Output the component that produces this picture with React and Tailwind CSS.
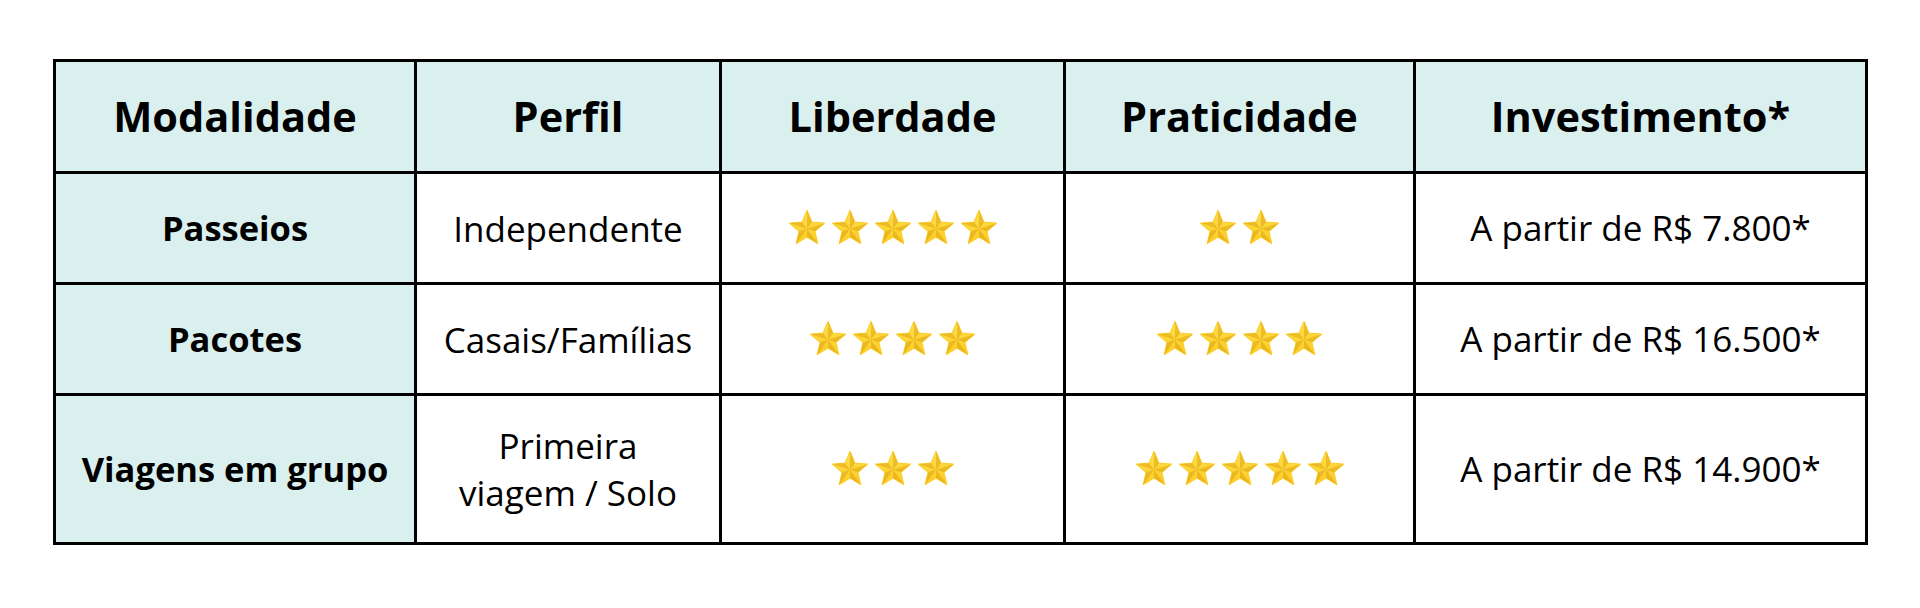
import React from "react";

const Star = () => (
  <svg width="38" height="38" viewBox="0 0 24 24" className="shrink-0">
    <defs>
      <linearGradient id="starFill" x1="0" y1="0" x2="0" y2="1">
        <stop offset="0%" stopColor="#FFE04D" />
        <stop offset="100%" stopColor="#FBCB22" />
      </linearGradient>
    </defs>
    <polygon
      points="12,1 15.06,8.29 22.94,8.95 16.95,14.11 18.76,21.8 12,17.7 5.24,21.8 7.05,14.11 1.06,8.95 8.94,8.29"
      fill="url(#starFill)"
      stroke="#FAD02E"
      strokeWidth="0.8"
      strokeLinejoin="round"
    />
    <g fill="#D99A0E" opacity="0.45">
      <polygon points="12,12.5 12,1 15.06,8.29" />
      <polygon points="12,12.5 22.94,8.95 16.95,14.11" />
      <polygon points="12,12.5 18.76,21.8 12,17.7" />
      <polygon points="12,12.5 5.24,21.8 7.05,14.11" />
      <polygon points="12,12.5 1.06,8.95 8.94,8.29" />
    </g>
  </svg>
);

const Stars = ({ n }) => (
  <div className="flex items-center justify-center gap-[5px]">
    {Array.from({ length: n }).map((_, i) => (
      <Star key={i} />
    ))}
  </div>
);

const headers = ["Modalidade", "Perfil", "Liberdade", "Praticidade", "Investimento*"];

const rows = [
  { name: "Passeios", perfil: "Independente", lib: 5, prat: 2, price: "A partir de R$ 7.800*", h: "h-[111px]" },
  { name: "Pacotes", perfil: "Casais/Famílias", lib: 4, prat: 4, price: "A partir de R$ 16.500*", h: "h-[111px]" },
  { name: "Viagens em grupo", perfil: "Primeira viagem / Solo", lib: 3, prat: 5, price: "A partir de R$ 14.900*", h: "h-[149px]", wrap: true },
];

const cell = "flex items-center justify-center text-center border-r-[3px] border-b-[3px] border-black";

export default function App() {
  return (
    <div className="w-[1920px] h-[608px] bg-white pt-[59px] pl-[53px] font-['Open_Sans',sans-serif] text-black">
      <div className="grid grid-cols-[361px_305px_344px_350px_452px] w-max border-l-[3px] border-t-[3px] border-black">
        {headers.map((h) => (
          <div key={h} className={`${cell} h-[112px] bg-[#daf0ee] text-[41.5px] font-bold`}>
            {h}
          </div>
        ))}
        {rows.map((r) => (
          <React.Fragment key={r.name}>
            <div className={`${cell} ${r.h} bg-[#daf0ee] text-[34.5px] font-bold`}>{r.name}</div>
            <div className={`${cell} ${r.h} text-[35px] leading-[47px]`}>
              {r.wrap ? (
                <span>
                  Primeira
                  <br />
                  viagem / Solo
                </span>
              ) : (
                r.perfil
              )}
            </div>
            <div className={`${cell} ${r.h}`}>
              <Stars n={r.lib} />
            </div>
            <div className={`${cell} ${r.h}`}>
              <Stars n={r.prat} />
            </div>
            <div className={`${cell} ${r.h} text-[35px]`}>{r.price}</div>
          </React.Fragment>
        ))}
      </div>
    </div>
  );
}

····················

The problem
Leave out any pictures, please, and quote only the lines from the top of the data through the line that contains "items-center justify-center text-center".

Correct output
Output the component that produces this picture with React and Tailwind CSS.
import React from "react";

const Star = () => (
  <svg width="38" height="38" viewBox="0 0 24 24" className="shrink-0">
    <defs>
      <linearGradient id="starFill" x1="0" y1="0" x2="0" y2="1">
        <stop offset="0%" stopColor="#FFE04D" />
        <stop offset="100%" stopColor="#FBCB22" />
      </linearGradient>
    </defs>
    <polygon
      points="12,1 15.06,8.29 22.94,8.95 16.95,14.11 18.76,21.8 12,17.7 5.24,21.8 7.05,14.11 1.06,8.95 8.94,8.29"
      fill="url(#starFill)"
      stroke="#FAD02E"
      strokeWidth="0.8"
      strokeLinejoin="round"
    />
    <g fill="#D99A0E" opacity="0.45">
      <polygon points="12,12.5 12,1 15.06,8.29" />
      <polygon points="12,12.5 22.94,8.95 16.95,14.11" />
      <polygon points="12,12.5 18.76,21.8 12,17.7" />
      <polygon points="12,12.5 5.24,21.8 7.05,14.11" />
      <polygon points="12,12.5 1.06,8.95 8.94,8.29" />
    </g>
  </svg>
);

const Stars = ({ n }) => (
  <div className="flex items-center justify-center gap-[5px]">
    {Array.from({ length: n }).map((_, i) => (
      <Star key={i} />
    ))}
  </div>
);

const headers = ["Modalidade", "Perfil", "Liberdade", "Praticidade", "Investimento*"];

const rows = [
  { name: "Passeios", perfil: "Independente", lib: 5, prat: 2, price: "A partir de R$ 7.800*", h: "h-[111px]" },
  { name: "Pacotes", perfil: "Casais/Famílias", lib: 4, prat: 4, price: "A partir de R$ 16.500*", h: "h-[111px]" },
  { name: "Viagens em grupo", perfil: "Primeira viagem / Solo", lib: 3, prat: 5, price: "A partir de R$ 14.900*", h: "h-[149px]", wrap: true },
];

const cell = "flex items-center justify-center text-center border-r-[3px] border-b-[3px] border-black";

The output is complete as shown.